**What you are asked to do**
Locate each line below that includes "this" and reproduce it.

**Data provided**
## BEGIN

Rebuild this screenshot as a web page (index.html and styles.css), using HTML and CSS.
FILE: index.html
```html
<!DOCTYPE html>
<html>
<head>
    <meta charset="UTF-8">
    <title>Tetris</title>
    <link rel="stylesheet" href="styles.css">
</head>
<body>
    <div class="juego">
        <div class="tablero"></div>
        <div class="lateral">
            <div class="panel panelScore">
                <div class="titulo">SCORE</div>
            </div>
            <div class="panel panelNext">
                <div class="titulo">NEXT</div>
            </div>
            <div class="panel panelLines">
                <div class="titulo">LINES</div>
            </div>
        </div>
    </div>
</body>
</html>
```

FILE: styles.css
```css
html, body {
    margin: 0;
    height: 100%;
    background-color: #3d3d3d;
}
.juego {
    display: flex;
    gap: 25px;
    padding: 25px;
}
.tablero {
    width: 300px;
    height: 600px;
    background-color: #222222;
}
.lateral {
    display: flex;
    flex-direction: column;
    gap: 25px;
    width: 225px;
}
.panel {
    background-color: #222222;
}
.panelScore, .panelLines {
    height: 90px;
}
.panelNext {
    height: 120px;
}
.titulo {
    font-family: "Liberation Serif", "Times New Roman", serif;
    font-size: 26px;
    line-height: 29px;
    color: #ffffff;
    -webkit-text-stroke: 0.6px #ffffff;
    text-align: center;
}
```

## END
## BEGIN

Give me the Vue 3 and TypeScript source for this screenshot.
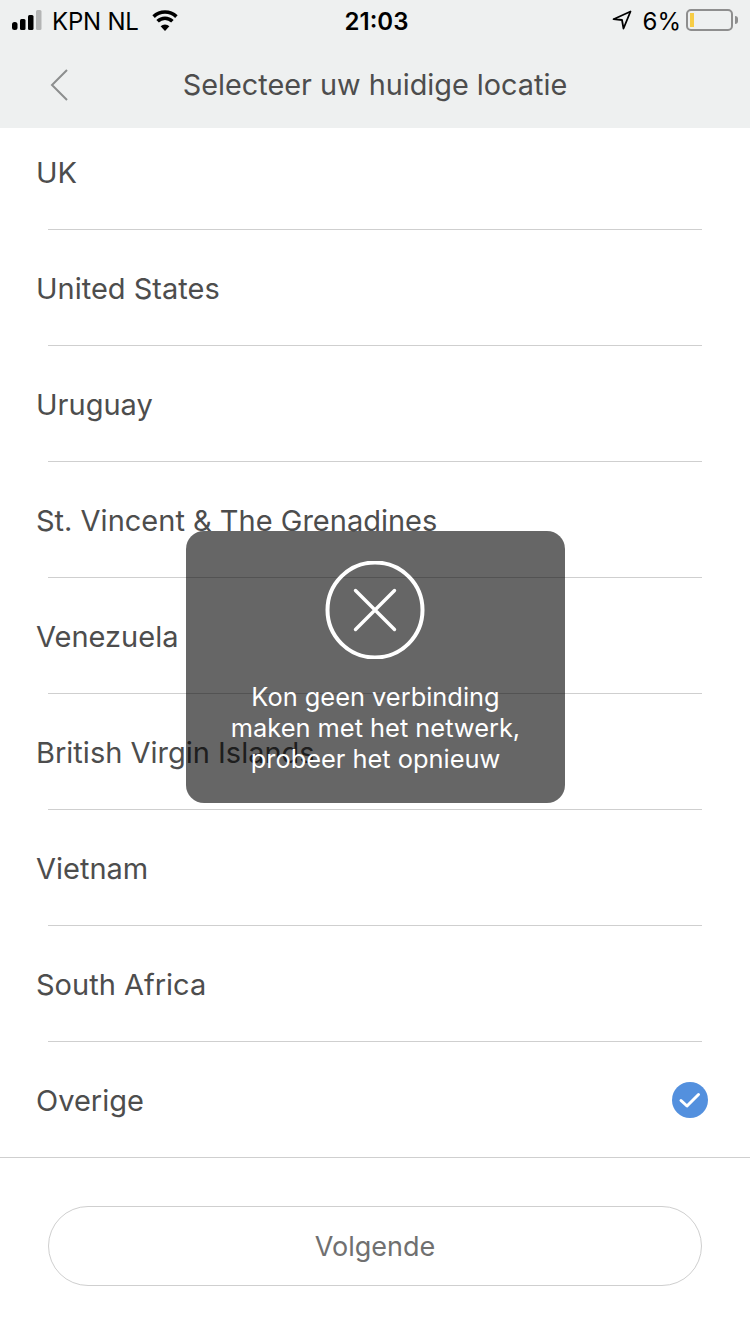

## END

**Task result**
Rebuild this screenshot as a web page (index.html and styles.css), using HTML and CSS.
Give me the Vue 3 and TypeScript source for this screenshot.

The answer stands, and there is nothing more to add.